### What to do
Select lines where the word "React" appears.

════════════════

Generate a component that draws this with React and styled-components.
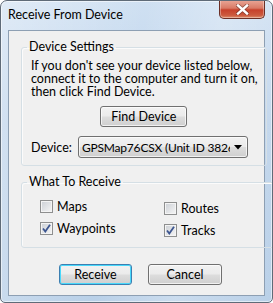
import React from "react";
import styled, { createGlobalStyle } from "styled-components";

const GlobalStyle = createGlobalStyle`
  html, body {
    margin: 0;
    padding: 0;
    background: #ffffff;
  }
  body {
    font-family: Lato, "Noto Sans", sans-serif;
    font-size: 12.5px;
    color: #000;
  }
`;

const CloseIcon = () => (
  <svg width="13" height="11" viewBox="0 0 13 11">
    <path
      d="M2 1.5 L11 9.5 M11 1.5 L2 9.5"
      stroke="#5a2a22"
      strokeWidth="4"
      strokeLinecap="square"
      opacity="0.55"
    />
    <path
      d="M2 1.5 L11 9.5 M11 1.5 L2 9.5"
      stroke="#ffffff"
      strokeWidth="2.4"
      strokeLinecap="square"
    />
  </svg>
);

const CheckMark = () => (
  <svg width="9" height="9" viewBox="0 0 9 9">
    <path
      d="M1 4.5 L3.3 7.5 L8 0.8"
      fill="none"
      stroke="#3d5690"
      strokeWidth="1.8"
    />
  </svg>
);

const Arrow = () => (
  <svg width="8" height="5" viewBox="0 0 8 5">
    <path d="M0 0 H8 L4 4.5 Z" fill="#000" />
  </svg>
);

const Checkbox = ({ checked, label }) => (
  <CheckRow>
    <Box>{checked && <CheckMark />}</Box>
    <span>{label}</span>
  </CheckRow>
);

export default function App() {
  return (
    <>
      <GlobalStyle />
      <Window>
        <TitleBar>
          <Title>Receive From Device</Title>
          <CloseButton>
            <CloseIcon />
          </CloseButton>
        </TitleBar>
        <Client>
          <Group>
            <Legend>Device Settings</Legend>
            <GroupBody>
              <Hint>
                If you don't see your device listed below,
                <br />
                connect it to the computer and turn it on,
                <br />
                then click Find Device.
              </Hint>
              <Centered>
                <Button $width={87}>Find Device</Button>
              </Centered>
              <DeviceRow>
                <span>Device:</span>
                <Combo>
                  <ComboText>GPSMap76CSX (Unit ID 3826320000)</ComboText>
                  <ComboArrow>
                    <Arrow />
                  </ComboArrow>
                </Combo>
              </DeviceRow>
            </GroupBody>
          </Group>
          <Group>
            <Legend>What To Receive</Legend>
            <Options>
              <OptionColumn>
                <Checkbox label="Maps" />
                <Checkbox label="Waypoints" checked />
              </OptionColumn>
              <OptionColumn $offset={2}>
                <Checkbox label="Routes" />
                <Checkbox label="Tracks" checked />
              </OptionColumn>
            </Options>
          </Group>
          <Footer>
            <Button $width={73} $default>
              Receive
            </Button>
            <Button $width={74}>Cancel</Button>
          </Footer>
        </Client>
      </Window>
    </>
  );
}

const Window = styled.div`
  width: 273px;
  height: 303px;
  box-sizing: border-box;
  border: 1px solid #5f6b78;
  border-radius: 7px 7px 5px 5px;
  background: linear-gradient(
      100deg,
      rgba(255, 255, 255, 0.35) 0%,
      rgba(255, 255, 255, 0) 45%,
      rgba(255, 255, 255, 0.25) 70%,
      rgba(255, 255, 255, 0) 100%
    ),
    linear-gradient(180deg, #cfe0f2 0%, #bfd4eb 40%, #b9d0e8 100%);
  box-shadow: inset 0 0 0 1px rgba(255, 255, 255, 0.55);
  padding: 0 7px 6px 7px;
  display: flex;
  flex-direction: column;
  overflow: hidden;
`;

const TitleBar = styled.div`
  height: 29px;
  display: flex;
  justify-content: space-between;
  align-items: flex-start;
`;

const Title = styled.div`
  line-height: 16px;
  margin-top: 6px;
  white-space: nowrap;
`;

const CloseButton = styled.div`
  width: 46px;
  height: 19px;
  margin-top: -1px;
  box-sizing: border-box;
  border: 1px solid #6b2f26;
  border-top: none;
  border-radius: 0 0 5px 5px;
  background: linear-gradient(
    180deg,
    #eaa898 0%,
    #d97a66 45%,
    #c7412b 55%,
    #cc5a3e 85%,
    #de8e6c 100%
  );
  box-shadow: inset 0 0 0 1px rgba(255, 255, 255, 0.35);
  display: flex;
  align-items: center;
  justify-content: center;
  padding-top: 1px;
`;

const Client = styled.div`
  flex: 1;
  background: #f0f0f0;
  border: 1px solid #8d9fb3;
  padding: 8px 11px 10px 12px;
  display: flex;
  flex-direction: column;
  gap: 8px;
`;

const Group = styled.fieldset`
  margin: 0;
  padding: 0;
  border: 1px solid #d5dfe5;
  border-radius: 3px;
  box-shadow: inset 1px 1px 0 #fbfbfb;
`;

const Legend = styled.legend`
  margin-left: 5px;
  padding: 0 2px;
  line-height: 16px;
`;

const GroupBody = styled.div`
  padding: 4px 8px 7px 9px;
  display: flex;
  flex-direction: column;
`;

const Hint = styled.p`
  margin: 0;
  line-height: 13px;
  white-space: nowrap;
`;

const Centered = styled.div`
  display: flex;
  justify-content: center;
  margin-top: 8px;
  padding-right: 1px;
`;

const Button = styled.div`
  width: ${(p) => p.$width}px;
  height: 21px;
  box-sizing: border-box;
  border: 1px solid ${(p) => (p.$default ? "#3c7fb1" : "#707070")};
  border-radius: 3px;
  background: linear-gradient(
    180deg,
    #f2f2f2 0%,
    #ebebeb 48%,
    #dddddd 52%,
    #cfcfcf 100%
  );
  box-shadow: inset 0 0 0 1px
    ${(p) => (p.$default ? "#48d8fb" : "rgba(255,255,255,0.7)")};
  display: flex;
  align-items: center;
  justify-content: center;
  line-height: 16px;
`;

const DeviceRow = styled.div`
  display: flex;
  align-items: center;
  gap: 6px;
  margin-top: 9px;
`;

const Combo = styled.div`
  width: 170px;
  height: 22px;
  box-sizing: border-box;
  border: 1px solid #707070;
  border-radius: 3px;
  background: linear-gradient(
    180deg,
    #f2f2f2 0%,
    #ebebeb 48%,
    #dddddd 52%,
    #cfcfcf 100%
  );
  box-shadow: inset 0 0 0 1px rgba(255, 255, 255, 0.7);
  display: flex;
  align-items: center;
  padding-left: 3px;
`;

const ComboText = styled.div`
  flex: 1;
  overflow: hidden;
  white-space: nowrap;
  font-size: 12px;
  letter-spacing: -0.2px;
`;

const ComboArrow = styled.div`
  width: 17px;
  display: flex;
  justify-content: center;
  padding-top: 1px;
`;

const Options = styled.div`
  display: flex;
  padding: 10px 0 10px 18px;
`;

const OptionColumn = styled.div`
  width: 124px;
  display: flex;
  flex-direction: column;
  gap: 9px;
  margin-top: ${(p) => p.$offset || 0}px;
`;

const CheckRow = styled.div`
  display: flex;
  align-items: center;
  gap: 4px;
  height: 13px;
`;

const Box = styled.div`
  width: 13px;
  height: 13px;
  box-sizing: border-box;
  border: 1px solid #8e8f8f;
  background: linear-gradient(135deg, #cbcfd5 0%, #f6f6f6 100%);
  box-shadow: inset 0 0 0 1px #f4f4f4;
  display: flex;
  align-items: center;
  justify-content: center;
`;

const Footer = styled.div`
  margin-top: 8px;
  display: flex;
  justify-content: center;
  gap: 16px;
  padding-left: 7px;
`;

════════════════

### Exercise result
Generate a component that draws this with React and styled-components.
import React from "react";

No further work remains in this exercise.